### Exercise description
Only the lines from the start of the data through the line with "import React from" belong in the copy. Restate them word for word, minus the pictures.

### Data shown
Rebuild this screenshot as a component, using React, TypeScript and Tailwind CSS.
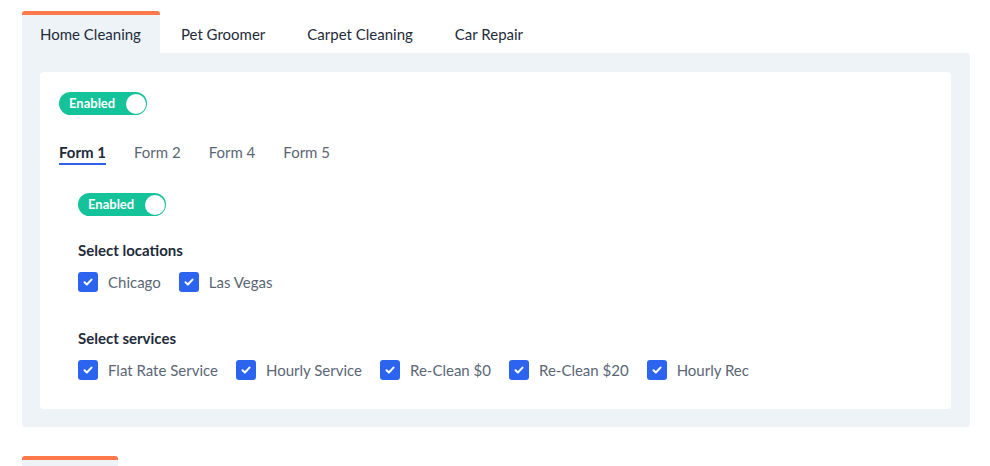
import React from "react";

const Toggle = () => (
  <div className="flex h-[23px] w-[88px] items-center justify-between rounded-full bg-[#14c39a] pl-[10px] pr-[1.5px]">
    <span className="text-[13px] font-bold leading-none text-white">Enabled</span>
    <span className="h-[20px] w-[20px] rounded-full bg-white" />
  </div>
);

const Check = ({ label }: { label: string }) => (
  <div className="flex items-center gap-[10px]">
    <span className="flex h-[20px] w-[20px] items-center justify-center rounded-[3px] bg-[#2d64ef]">
      <svg width="12" height="12" viewBox="0 0 12 12" fill="none">
        <path d="M2.5 6.2L4.9 8.5L9.5 3.6" stroke="white" strokeWidth="2" strokeLinecap="round" strokeLinejoin="round" />
      </svg>
    </span>
    <span className="text-[15px] leading-[20px] text-[#5b6675]">{label}</span>
  </div>
);

export default function App() {
  const tabs = ["Home Cleaning", "Pet Groomer", "Carpet Cleaning", "Car Repair"];
  const forms = ["Form 1", "Form 2", "Form 4", "Form 5"];
  return (
    <div className="h-[466px] w-[990px] overflow-hidden bg-white pt-[11px] font-['Lato',sans-serif] text-[#1e2b3a]">
      <div className="ml-[22px] w-[948px]">
        <div className="flex h-[42px]">
          {tabs.map((t, i) => (
            <div
              key={t}
              className={
                i === 0
                  ? "flex items-center rounded-t-[3px] border-t-4 border-[#ff7849] bg-[#eef3f8] pl-[18px] pr-[19px] text-[15px] text-[#1e2b3a]"
                  : "flex items-center border-t-4 border-transparent px-[21px] text-[15px] text-[#1e2b3a]"
              }
            >
              {t}
            </div>
          ))}
        </div>
        <div className="rounded-b-[4px] rounded-tr-[4px] bg-[#eef3f8] pb-[18px] pl-[18px] pr-[19px] pt-[19px]">
          <div className="h-[337px] rounded-[4px] bg-white pl-[19px] pt-[20px]">
            <Toggle />
            <div className="mt-[27px] flex gap-[28px]">
              {forms.map((f, i) => (
                <div
                  key={f}
                  className={
                    i === 0
                      ? "border-b-[2px] border-[#2f62e8] pb-[1px] text-[15px] font-bold leading-[20px] text-[#1e2b3a]"
                      : "border-b-[2px] border-transparent pb-[1px] text-[15px] leading-[20px] text-[#5b6675]"
                  }
                >
                  {f}
                </div>
              ))}
            </div>
            <div className="ml-[19px] mt-[28px]">
              <Toggle />
              <div className="mt-[24px] text-[15px] font-bold leading-[20px] text-[#1e2b3a]">Select locations</div>
              <div className="mt-[12px] flex gap-[18px]">
                <Check label="Chicago" />
                <Check label="Las Vegas" />
              </div>
              <div className="mt-[36px] text-[15px] font-bold leading-[20px] text-[#1e2b3a]">Select services</div>
              <div className="mt-[12px] flex gap-[18px]">
                <Check label="Flat Rate Service" />
                <Check label="Hourly Service" />
                <Check label="Re-Clean $0" />
                <Check label="Re-Clean $20" />
                <Check label="Hourly Rec" />
              </div>
            </div>
          </div>
        </div>
        <div className="mt-[29px] h-[12px] w-[96px] rounded-t-[3px] border-t-4 border-[#ff7849] bg-[#eef3f8]" />
      </div>
    </div>
  );
}
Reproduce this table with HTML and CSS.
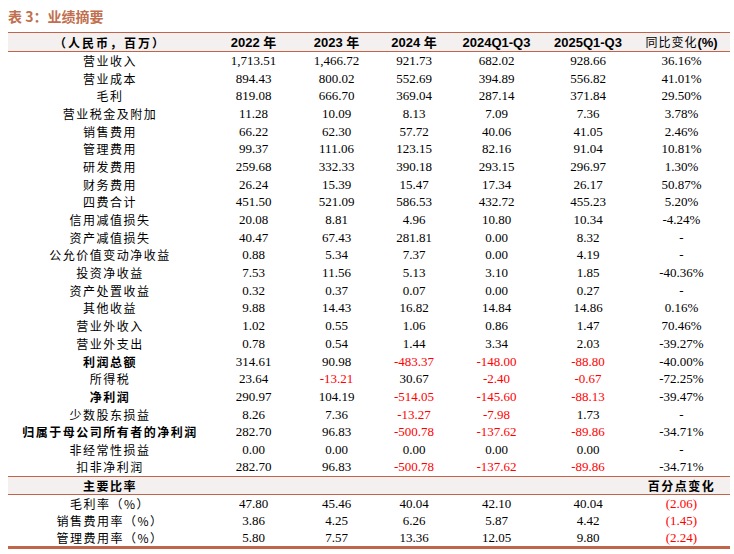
FILE: index.html
```html
<!DOCTYPE html>
<html lang="zh">
<head>
<meta charset="utf-8">
<link rel="stylesheet" href="styles.css">
</head>
<body>
<div class="page">
  <div class="title">表 3：业绩摘要</div>
  <table class="tbl">
    <colgroup>
      <col class="c-label"><col class="c1"><col class="c2"><col class="c3"><col class="c4"><col class="c5"><col class="c6">
    </colgroup>
    <thead>
      <tr class="head">
        <th class="lab-h">（人民币，百万）</th>
        <th>2022 年</th><th>2023 年</th><th>2024 年</th><th>2024Q1-Q3</th><th>2025Q1-Q3</th><th><span class="cn">同比变化</span>(%)</th>
      </tr>
    </thead>
    <tbody>
      <tr><td class="lab">营业收入</td><td>1,713.51</td><td>1,466.72</td><td>921.73</td><td>682.02</td><td>928.66</td><td>36.16%</td></tr>
      <tr><td class="lab">营业成本</td><td>894.43</td><td>800.02</td><td>552.69</td><td>394.89</td><td>556.82</td><td>41.01%</td></tr>
      <tr><td class="lab">毛利</td><td>819.08</td><td>666.70</td><td>369.04</td><td>287.14</td><td>371.84</td><td>29.50%</td></tr>
      <tr><td class="lab">营业税金及附加</td><td>11.28</td><td>10.09</td><td>8.13</td><td>7.09</td><td>7.36</td><td>3.78%</td></tr>
      <tr><td class="lab">销售费用</td><td>66.22</td><td>62.30</td><td>57.72</td><td>40.06</td><td>41.05</td><td>2.46%</td></tr>
      <tr><td class="lab">管理费用</td><td>99.37</td><td>111.06</td><td>123.15</td><td>82.16</td><td>91.04</td><td>10.81%</td></tr>
      <tr><td class="lab">研发费用</td><td>259.68</td><td>332.33</td><td>390.18</td><td>293.15</td><td>296.97</td><td>1.30%</td></tr>
      <tr><td class="lab">财务费用</td><td>26.24</td><td>15.39</td><td>15.47</td><td>17.34</td><td>26.17</td><td>50.87%</td></tr>
      <tr><td class="lab">四费合计</td><td>451.50</td><td>521.09</td><td>586.53</td><td>432.72</td><td>455.23</td><td>5.20%</td></tr>
      <tr><td class="lab">信用减值损失</td><td>20.08</td><td>8.81</td><td>4.96</td><td>10.80</td><td>10.34</td><td>-4.24%</td></tr>
      <tr><td class="lab">资产减值损失</td><td>40.47</td><td>67.43</td><td>281.81</td><td>0.00</td><td>8.32</td><td>-</td></tr>
      <tr><td class="lab">公允价值变动净收益</td><td>0.88</td><td>5.34</td><td>7.37</td><td>0.00</td><td>4.19</td><td>-</td></tr>
      <tr><td class="lab">投资净收益</td><td>7.53</td><td>11.56</td><td>5.13</td><td>3.10</td><td>1.85</td><td>-40.36%</td></tr>
      <tr><td class="lab">资产处置收益</td><td>0.32</td><td>0.37</td><td>0.07</td><td>0.00</td><td>0.27</td><td>-</td></tr>
      <tr><td class="lab">其他收益</td><td>9.88</td><td>14.43</td><td>16.82</td><td>14.84</td><td>14.86</td><td>0.16%</td></tr>
      <tr><td class="lab">营业外收入</td><td>1.02</td><td>0.55</td><td>1.06</td><td>0.86</td><td>1.47</td><td>70.46%</td></tr>
      <tr><td class="lab">营业外支出</td><td>0.78</td><td>0.54</td><td>1.44</td><td>3.34</td><td>2.03</td><td>-39.27%</td></tr>
      <tr><td class="lab bold">利润总额</td><td>314.61</td><td>90.98</td><td class="neg">-483.37</td><td class="neg">-148.00</td><td class="neg">-88.80</td><td>-40.00%</td></tr>
      <tr><td class="lab">所得税</td><td>23.64</td><td class="neg">-13.21</td><td>30.67</td><td class="neg">-2.40</td><td class="neg">-0.67</td><td>-72.25%</td></tr>
      <tr><td class="lab bold">净利润</td><td>290.97</td><td>104.19</td><td class="neg">-514.05</td><td class="neg">-145.60</td><td class="neg">-88.13</td><td>-39.47%</td></tr>
      <tr><td class="lab">少数股东损益</td><td>8.26</td><td>7.36</td><td class="neg">-13.27</td><td class="neg">-7.98</td><td>1.73</td><td>-</td></tr>
      <tr><td class="lab bold">归属于母公司所有者的净利润</td><td>282.70</td><td>96.83</td><td class="neg">-500.78</td><td class="neg">-137.62</td><td class="neg">-89.86</td><td>-34.71%</td></tr>
      <tr><td class="lab">非经常性损益</td><td>0.00</td><td>0.00</td><td>0.00</td><td>0.00</td><td>0.00</td><td>-</td></tr>
      <tr><td class="lab">扣非净利润</td><td>282.70</td><td>96.83</td><td class="neg">-500.78</td><td class="neg">-137.62</td><td class="neg">-89.86</td><td>-34.71%</td></tr>
      <tr class="sub"><td class="lab bold">主要比率</td><td></td><td></td><td></td><td></td><td></td><td class="lab bold">百分点变化</td></tr>
      <tr><td class="lab">毛利率（%）</td><td>47.80</td><td>45.46</td><td>40.04</td><td>42.10</td><td>40.04</td><td class="neg">(2.06)</td></tr>
      <tr><td class="lab">销售费用率（%）</td><td>3.86</td><td>4.25</td><td>6.26</td><td>5.87</td><td>4.42</td><td class="neg">(1.45)</td></tr>
      <tr class="last"><td class="lab">管理费用率（%）</td><td>5.80</td><td>7.57</td><td>13.36</td><td>12.05</td><td>9.80</td><td class="neg">(2.24)</td></tr>
    </tbody>
  </table>
</div>
</body>
</html>
```
FILE: styles.css
```css
* { box-sizing: border-box; }
html, body { margin: 0; padding: 0; background: #ffffff; }
.page {
  padding: 6px 4px 0 8px;
  font-family: "Liberation Serif", "Noto Sans CJK SC", serif;
  color: #000;
}
.title {
  font-family: "Noto Sans CJK SC", sans-serif;
  font-weight: 700;
  font-size: 14px;
  line-height: 20px;
  color: #c0704f;
  height: 26px;
}
.tbl {
  width: 722px;
  border-collapse: collapse;
  table-layout: fixed;
  font-size: 13px;
}
.c-label { width: 204px; }
.c1 { width: 83px; }
.c2 { width: 83px; }
.c3 { width: 72px; }
.c4 { width: 93px; }
.c5 { width: 90px; }
.c6 { width: 97px; }
.tbl th, .tbl td {
  padding: 0;
  text-align: center;
  white-space: nowrap;
  height: 17.7px;
  line-height: 17px;
}
.head th {
  height: 18px;
  background: #f4f0ef;
  border-top: 1.5px solid #c0654a;
  border-bottom: 1.5px solid #c0654a;
  font-family: "Liberation Sans", "Noto Sans CJK SC", sans-serif;
  font-weight: 700;
  font-size: 13px;
}
.head .cn {
  font-family: "Noto Sans CJK SC", sans-serif;
  font-weight: 400;
  font-size: 12px;
  letter-spacing: 1px;
}
.head .lab-h {
  font-family: "Noto Sans CJK SC", sans-serif;
  font-size: 12px;
  letter-spacing: 2px;
}
.lab {
  font-family: "Noto Sans CJK SC", sans-serif;
  font-size: 12px;
  letter-spacing: 1.5px;
  font-weight: 400;
}
.bold { font-weight: 700; }
.neg { color: #ff0000; }
.sub td {
  background: #f4f0ef;
  border-top: 1.5px solid #c0654a;
  border-bottom: 1.5px solid #c0654a;
}
.last td { border-bottom: 3px solid #c0654a; }
```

### Solution to this exercise
Rebuild this screenshot as a component, using React, TypeScript and Tailwind CSS.
import React from "react";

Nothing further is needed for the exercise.